37.0 Suspension of Work: The CLIENT may suspend services performed by CONSULTANT with cause
upon fourteen (14) days written notice. CONSULTANT shall submit an invoice for services
performed up to the effective date of the work suspension and the CLIENT shall pay
CONSULTANT all outstanding invoices within fourteen (14) days. If the work suspension
exceeds thirty(30) days from the effective work suspension date, CONSULTANT shall be entitled
to renegotiate the Project schedule and the compensation terms for the Project.
38.0 Termination: The CLIENT or CONSULTANT may terminate services being provided under a
certain Task Order upon thirty (30) days written notice with or without cause. CONSULTANT
shall submit an invoice for services performed up to the effective date of termination and the
CLIENT shall pay CONSULTANT all outstanding invoices within fourteen (14) days. The CLIENT
may withhold an amount for services that may be in dispute provided that the CLIENT furnishes
a written notice of the basis for their dispute and that the amount withheld represents a
reasonable value.
39.0 Governing Law: The terms of Agreement shall be governed by the laws of the state where the
services are performed provided that nothing contained herein shall be interpreted in such a
manner as to render it unenforceable under the laws of the state in which the Project is located.
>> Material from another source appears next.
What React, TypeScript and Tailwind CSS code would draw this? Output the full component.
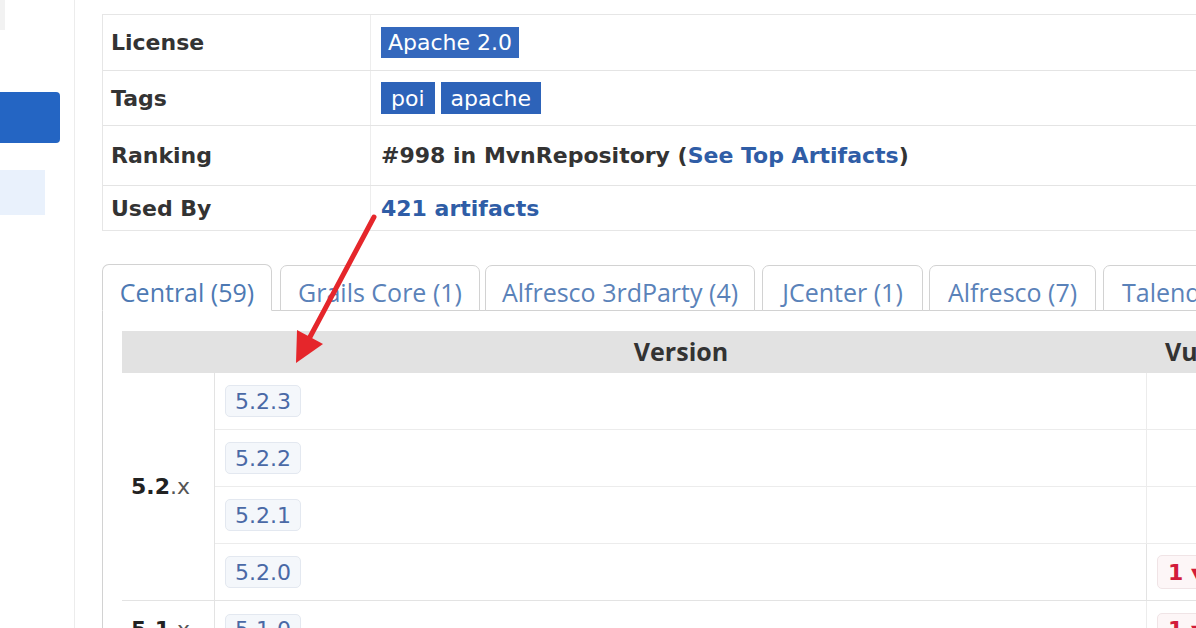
import React from "react";

const verdana = "font-['DejaVu_Sans','Liberation_Sans',sans-serif]";
const open = "font-['Open_Sans','Liberation_Sans',sans-serif]";

function InfoRow({ label, h, last, children }: { label: string; h: string; last?: boolean; children: React.ReactNode }) {
  return (
    <div className={`flex ${h} ${last ? "" : "border-b border-[#e4e4e4]"}`}>
      <div className="w-[268px] shrink-0 border-r border-[#ededed] pl-[8px] flex items-center font-bold text-[22px] text-[#333]">
        {label}
      </div>
      <div className="flex-1 pl-[10px] flex items-center text-[22px]">{children}</div>
    </div>
  );
}

function VerBadge({ v }: { v: string }) {
  return (
    <span className="inline-flex items-center h-[32px] px-[9px] rounded-[5px] bg-[#f4f7fb] border border-[#e3e8f0] text-[22px] text-[#4a69a6]">
      {v}
    </span>
  );
}

function VulnBadge() {
  return (
    <span className="inline-flex items-center h-[34px] px-[10px] rounded-[5px] bg-[#fdf6f7] border border-[#f0e4e6] text-[22px] font-bold text-[#d21c3a] whitespace-nowrap">
      1 ▾
    </span>
  );
}

const tabBase =
  "shrink-0 h-[46px] -mb-px pt-[10px] flex items-center justify-center rounded-t-[7px] border border-[#d2d2d2] bg-white text-[25px] text-[#5a82b9] whitespace-nowrap overflow-hidden";

export default function App() {
  const versions = ["5.2.3", "5.2.2", "5.2.1", "5.2.0"];
  return (
    <div className={`relative w-[1196px] h-[628px] overflow-hidden bg-white flex ${verdana}`}>
      <aside className="w-[75px] shrink-0 border-r border-[#ececec] flex flex-col">
        <div className="h-[30px] w-[5px] bg-[#f2f2f2]" />
        <div className="mt-[62px] h-[51px] w-[60px] bg-[#2465c3] rounded-r-[4px]" />
        <div className="mt-[27px] h-[45px] w-[45px] bg-[#e9f1fc]" />
      </aside>

      <main className="flex-1 min-w-0 pl-[27px] pt-[14px]">
        <div className="w-[1130px] border border-[#e6e6e6]">
          <InfoRow label="License" h="h-[56px]">
            <span className="inline-flex items-center h-[31px] px-[7px] bg-[#3468bd] text-white">Apache 2.0</span>
          </InfoRow>
          <InfoRow label="Tags" h="h-[55px]">
            <div className="flex gap-[6px]">
              <span className="inline-flex items-center h-[32px] px-[10px] bg-[#2d63b9] text-white">poi</span>
              <span className="inline-flex items-center h-[32px] px-[10px] bg-[#2d63b9] text-white">apache</span>
            </div>
          </InfoRow>
          <InfoRow label="Ranking" h="h-[60px]">
            <span className="font-bold text-[#333] whitespace-nowrap">
              #998 in MvnRepository (<span className="text-[#2f5da6]">See Top Artifacts</span>)
            </span>
          </InfoRow>
          <InfoRow label="Used By" h="h-[44px]" last>
            <span className="font-bold text-[#2f5da6]">421 artifacts</span>
          </InfoRow>
        </div>

        <div className={`mt-[34px] flex items-end h-[46px] border-b border-[#d2d2d2] w-[1130px] ${open}`}>
          <div className="shrink-0 w-[170px] h-[47px] -mb-px pt-[10px] flex items-center justify-center rounded-t-[7px] border border-[#d2d2d2] border-b-white bg-white text-[25px] text-[#4d79b3] whitespace-nowrap">
            Central (59)
          </div>
          <div className={`${tabBase} w-[200px] ml-[8px]`}>Grails Core (1)</div>
          <div className={`${tabBase} w-[270px] ml-[5px]`}>Alfresco 3rdParty (4)</div>
          <div className={`${tabBase} w-[161px] ml-[7px]`}>JCenter (1)</div>
          <div className={`${tabBase} w-[167px] ml-[6px]`}>Alfresco (7)</div>
          <div className={`${tabBase} w-[200px] ml-[7px] justify-start pl-[18px]`}>Talend Update (1)</div>
        </div>

        <div className="w-[1130px] h-[400px] border-l border-[#d2d2d2] pl-[19px] pt-[20px]">
          <div className="grid grid-cols-[93px_932px_200px]">
            <div className="h-[42px] bg-[#e2e2e2]" />
            <div className={`h-[42px] bg-[#e2e2e2] flex items-center justify-center font-bold text-[25px] text-[#333] ${open}`}>
              Version
            </div>
            <div className={`h-[42px] bg-[#e2e2e2] flex items-center pl-[18px] font-bold text-[25px] text-[#333] whitespace-nowrap ${open}`}>
              Vulnerabilities
            </div>

            <div className="row-span-4 border-r border-b border-[#e3e3e3] pl-[9px] flex items-center text-[22px]">
              <span className="font-bold text-[#222]">5.2</span>
              <span className="text-[#555]">.x</span>
            </div>
            {versions.map((v, i) => (
              <React.Fragment key={v}>
                <div className={`h-[57px] border-r border-b ${i === 3 ? "border-[#e3e3e3]" : "border-[#ececec]"} pl-[10px] flex items-center`}>
                  <VerBadge v={v} />
                </div>
                <div className={`h-[57px] border-b ${i === 3 ? "border-[#e3e3e3]" : "border-[#ececec]"} pl-[10px] flex items-center`}>
                  {i === 3 && <VulnBadge />}
                </div>
              </React.Fragment>
            ))}

            <div className="h-[57px] border-r border-[#e3e3e3] pl-[9px] flex items-center text-[22px]">
              <span className="font-bold text-[#222]">5.1</span>
              <span className="text-[#555]">.x</span>
            </div>
            <div className="h-[57px] border-r border-[#ececec] pl-[10px] flex items-center">
              <VerBadge v="5.1.0" />
            </div>
            <div className="h-[57px] pl-[10px] flex items-center">
              <VulnBadge />
            </div>
          </div>
        </div>
      </main>

      <svg className="absolute left-0 top-0 pointer-events-none" width="1196" height="628" viewBox="0 0 1196 628">
        <line x1="374" y1="217" x2="310" y2="337" stroke="#e5262b" strokeWidth="5" strokeLinecap="round" />
        <polygon points="296,363 297,330 323,344" fill="#e5262b" />
      </svg>
    </div>
  );
}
40.0 Assignment: Neither party shall assign its rights, interests or obligations under this Agreement
without the express written consent of the other party.
41.0 Waiver of Rights: The failure of either party to enforce any provision of these terms and
conditions shall not constitute a waiver of such provision nor diminish the right of either party to
the remedies of such provision.
42.0 Warranty: CONSULTANT warrants that they shall deliver products under the Project consistent
with the standard of care set forth in Section 12.0 above. CONSULTANT provides no other
expressed or implied warranty.
43.0 Severability: Any provision of these terms later held to violate any law shall be deemed void
and all remaining provisions shall continue in force. In such event, the CLIENT and
CONSULTANT shall work in good faith to replace an invalid provision with one that is valid with
as close to the original meaning as possible.
44.0 Survival: All provisions of these terms that allocate responsibility or liability between the
CLIENT and CONSULTANT shall survive the completion or termination of services for the Project.